What is kite buggying?

Kite buggying is a traction sport with large maneuverable foils and a three-wheeled buggy. The buggy is steered with your feet and pulled by a 2 or 4 line foil. A wide range of kite sizes can be used, smaller kites for higher winds and larger kites for lower winds. Tacking "into the wind" (*wink*) will keep you from making long trips by foot back to your starting point.

I am new to power kiting. I weigh 180 lb. Can you give me an idea of what kite to start with and what kind of pull I can expect from it? A good amount of pull is okay, but me flying, is not.
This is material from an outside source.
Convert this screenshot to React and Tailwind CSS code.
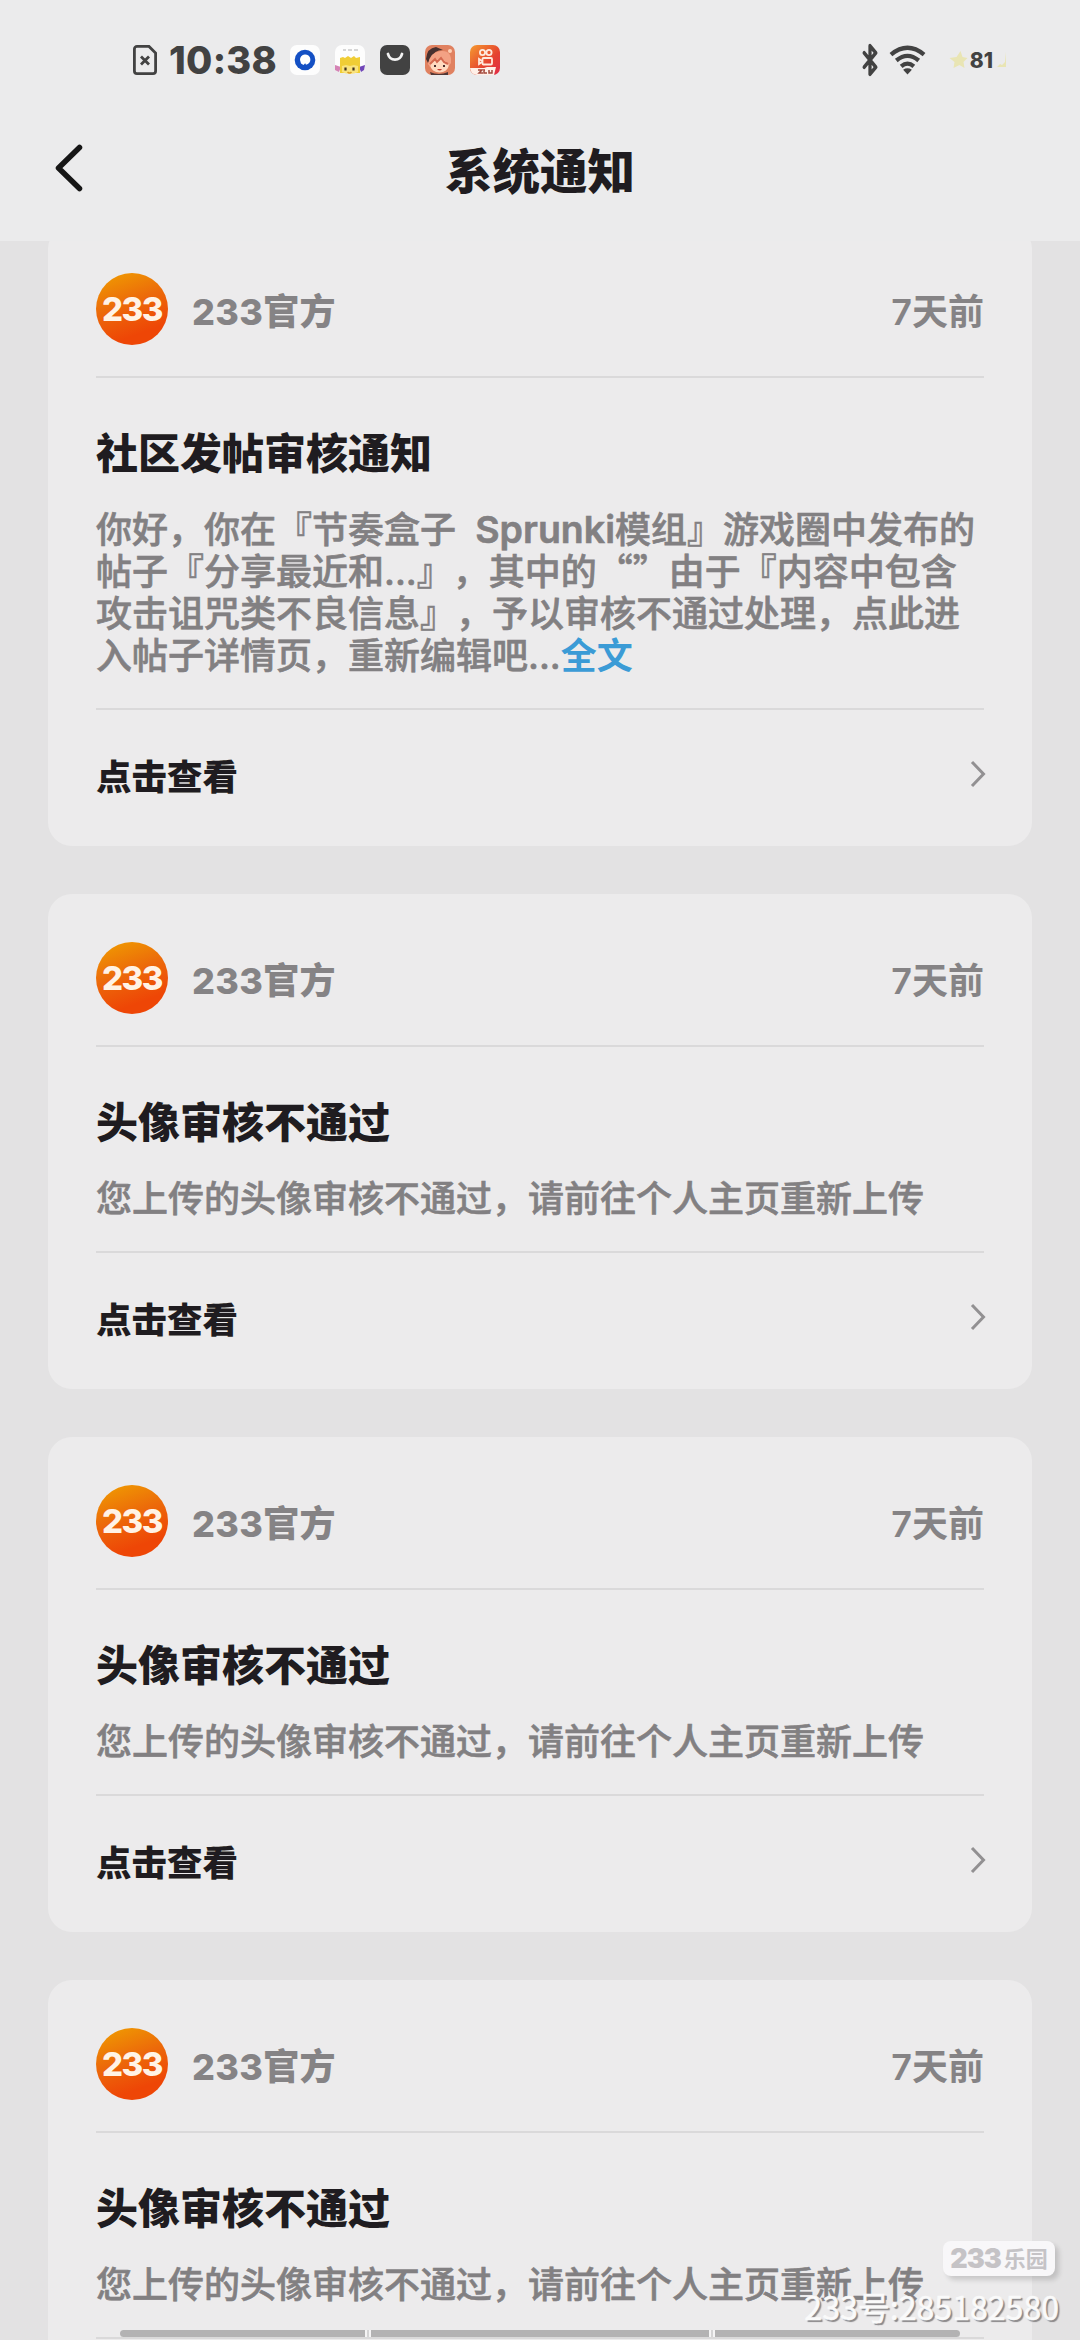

Start with a smaller size first and see if that's enough for you or not. This one will become your high wind kite. If you fly your kite on a beach, we suggest that you start with a foil no bigger than 2 square meters. At your weight, you should be able to fly it in medium to strong wind.  You may get dragged but shouldn’t get lifted. But remember, any kite in the right winds can result in too much power. Take your time, progress into flying in higher winds with caution and always wear safety gear. If your goal is buggying or skating, try a 5 or 7-meter quad-line foil. These offer the best control and most efficient power.  If you are thinking of kite surfing, start with an 11-meter tube style kite with a good safety and de-power system. What you may expect from these kites depends entirely on which make and model kite you get. Kite performance varies greatly between models and manufacturers. It’s always best to try out a few different models before making a purchase, if possible. Otherwise, do a search for kite reviews to get the opinion of experienced fliers.